The term “and/or” may include a combination of a plurality of related listed items or any of a plurality of related listed items. For example, “A and/or B” includes all three cases such as “A”, “B”, and “A and B”.

In exemplary embodiments of the present disclosure, “at least one of A and B” may refer to “at least one of A or B” or “at least one of combinations of at least one of A and B”. Furthermore, “one or more of A and B” may refer to “one or more of A or B” or “one or more of combinations of one or more of A and B”.

In the present specification, unless stated otherwise, a singular expression includes a plural expression unless the context clearly indicates otherwise.

According to an exemplary embodiment of the present disclosure, components may be combined with each other to be implemented as one, or some components may be omitted.

The foregoing descriptions of specific exemplary embodiments of the present disclosure have been presented for purposes of illustration and description.

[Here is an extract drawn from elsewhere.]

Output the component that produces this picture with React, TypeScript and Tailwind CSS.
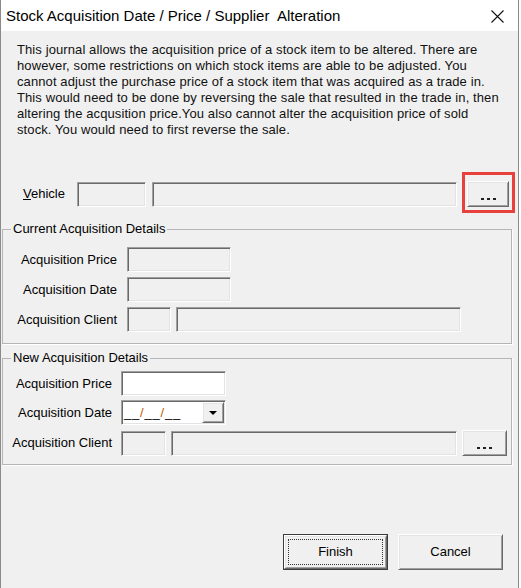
import React from "react";

const font = { fontFamily: '"Liberation Sans", Arial, sans-serif' };

const sunken =
  "border border-t-[#a0a0a0] border-l-[#a0a0a0] border-r-white border-b-white shadow-[inset_1px_1px_0_#696969,inset_-1px_-1px_0_#e3e3e3]";
const raised =
  "border border-t-white border-l-white border-r-[#696969] border-b-[#696969] shadow-[inset_1px_1px_0_#e3e3e3,inset_-1px_-1px_0_#a0a0a0] bg-[#f0f0f0]";

function Dots() {
  return (
    <div className="flex items-end justify-center gap-[3px] pb-[6px] h-full">
      <span className="w-[3px] h-[2px] bg-[#202020]" />
      <span className="w-[3px] h-[2px] bg-[#202020]" />
      <span className="w-[3px] h-[2px] bg-[#202020]" />
    </div>
  );
}

export default function App() {
  return (
    <div className="w-[521px] h-[588px] bg-white overflow-hidden relative text-[13px] text-black" style={font}>
      <div className="w-[519px] h-full border-x border-[#8a8a8a] flex flex-col">
        {/* Title bar */}
        <div className="h-[31px] bg-white flex items-center justify-between shrink-0">
          <div className="pl-[5px] text-[15px] leading-[16px] pt-[1px]">Stock Acquisition Date / Price / Supplier&nbsp; Alteration</div>
          <div className="pr-[14px] pt-[1px]">
            <svg width="13" height="13" viewBox="0 0 13 13">
              <path d="M0.5 0.5 L12.5 12.5 M12.5 0.5 L0.5 12.5" stroke="#111" strokeWidth="1.1" fill="none" />
            </svg>
          </div>
        </div>
        {/* Body */}
        <div className="flex-1 bg-[#f0f0f0] flex flex-col pt-[11px]">
          <div className="pl-[16px] leading-[16px] text-[#111] tracking-[0.1px]">
            <div>This journal allows the acquisition price of a stock item to be altered. There are</div>
            <div>however, some restrictions on which stock items are able to be adjusted. You</div>
            <div>cannot adjust the purchase price of a stock item that was acquired as a trade in.</div>
            <div>This would need to be done by reversing the sale that resulted in the trade in, then</div>
            <div>altering the acqusition price.You also cannot alter the acquisition price of sold</div>
            <div>stock. You would need to first reverse the sale.</div>
          </div>

          {/* Vehicle row */}
          <div className="mt-[43px] flex items-center pl-[22px] h-[26px]">
            <div className="w-[54px]">
              <span className="underline">V</span>ehicle
            </div>
            <div className={`w-[69px] h-[25px] ${sunken}`} />
            <div className={`ml-[6px] w-[305px] h-[25px] ${sunken}`} />
            <div className={`ml-[10px] w-[42px] h-[26px] ${raised}`}>
              <Dots />
            </div>
          </div>

          {/* Current Acquisition Details */}
          <fieldset className="mt-[14px] ml-[1px] w-[510px] border border-[#b5b5b5] shadow-[1px_1px_0_#fff] pt-[10px] pb-[11px] px-0 m-0">
            <legend className="ml-[8px] px-[2px] leading-[16px]">Current Acquisition Details</legend>
            <div className="flex flex-col gap-[5px]">
              <div className="flex items-center">
                <div className="w-[124px] pr-[10px] text-right">Acquisition Price</div>
                <div className={`w-[104px] h-[25px] ${sunken}`} />
              </div>
              <div className="flex items-center">
                <div className="w-[124px] pr-[10px] text-right">Acquisition Date</div>
                <div className={`w-[104px] h-[25px] ${sunken}`} />
              </div>
              <div className="flex items-center">
                <div className="w-[124px] pr-[10px] text-right">Acquisition Client</div>
                <div className={`w-[44px] h-[25px] ${sunken}`} />
                <div className={`ml-[5px] w-[285px] h-[25px] ${sunken}`} />
              </div>
            </div>
          </fieldset>

          {/* New Acquisition Details */}
          <fieldset className="mt-[6px] ml-[1px] w-[510px] border border-[#b5b5b5] shadow-[1px_1px_0_#fff] pt-[5px] pb-[8px] px-0 m-0">
            <legend className="ml-[8px] px-[2px] leading-[16px]">New Acquisition Details</legend>
            <div className="flex flex-col">
              <div className="flex items-center">
                <div className="w-[118px] pr-[9px] text-right">Acquisition Price</div>
                <div className={`w-[105px] h-[25px] bg-white ${sunken}`} />
              </div>
              <div className="flex items-center mt-[4px]">
                <div className="w-[118px] pr-[9px] text-right">Acquisition Date</div>
                <div className={`w-[105px] h-[25px] bg-white ${sunken} flex items-center justify-between pl-[2px] pr-[1px]`}>
                  <span className="leading-[16px] tracking-[0.8px]">
                    __<span className="text-[#c25a00]">/</span>__<span className="text-[#c25a00]">/</span>__
                  </span>
                  <div className={`w-[22px] h-[21px] ${raised} flex items-center justify-center`}>
                    <svg width="8" height="4" viewBox="0 0 8 4">
                      <path d="M0 0 H8 L4 4 Z" fill="#000" />
                    </svg>
                  </div>
                </div>
              </div>
              <div className="flex items-center mt-[5px]">
                <div className="w-[118px] pr-[9px] text-right">Acquisition Client</div>
                <div className={`w-[45px] h-[25px] ${sunken}`} />
                <div className={`ml-[5px] w-[286px] h-[25px] ${sunken}`} />
                <div className={`ml-[5px] w-[45px] h-[26px] ${raised}`}>
                  <Dots />
                </div>
              </div>
            </div>
          </fieldset>

          {/* Bottom buttons */}
          <div className="mt-[69px] flex justify-end gap-[10px] pr-[15px]">
            <div className="w-[105px] h-[36px] border border-[#3c3c3c] p-0">
              <div className={`w-full h-full ${raised} flex items-center justify-center relative`}>
                <div className="absolute inset-[3px] border border-dotted border-[#333]" />
                <span>Finish</span>
              </div>
            </div>
            <div className={`w-[105px] h-[36px] ${raised} flex items-center justify-center`}>
              <span>Cancel</span>
            </div>
          </div>
        </div>
      </div>

      {/* Red annotation box */}
      <div className="absolute left-[462px] top-[172px] w-[53px] h-[41px] border-[3px] border-[#e8413c]" />
    </div>
  );
}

They are not intended to be exhaustive or to limit the present disclosure to the precise forms disclosed, and obviously many modifications and variations are possible in light of the above teachings. The exemplary embodiments were chosen and described in order to explain certain principles of the invention and their practical application, to enable others skilled in the art to make and utilize various exemplary embodiments of the present disclosure, as well as various alternatives and modifications thereof. It is intended that the scope of the present disclosure be defined by the Claims appended hereto and their equivalents.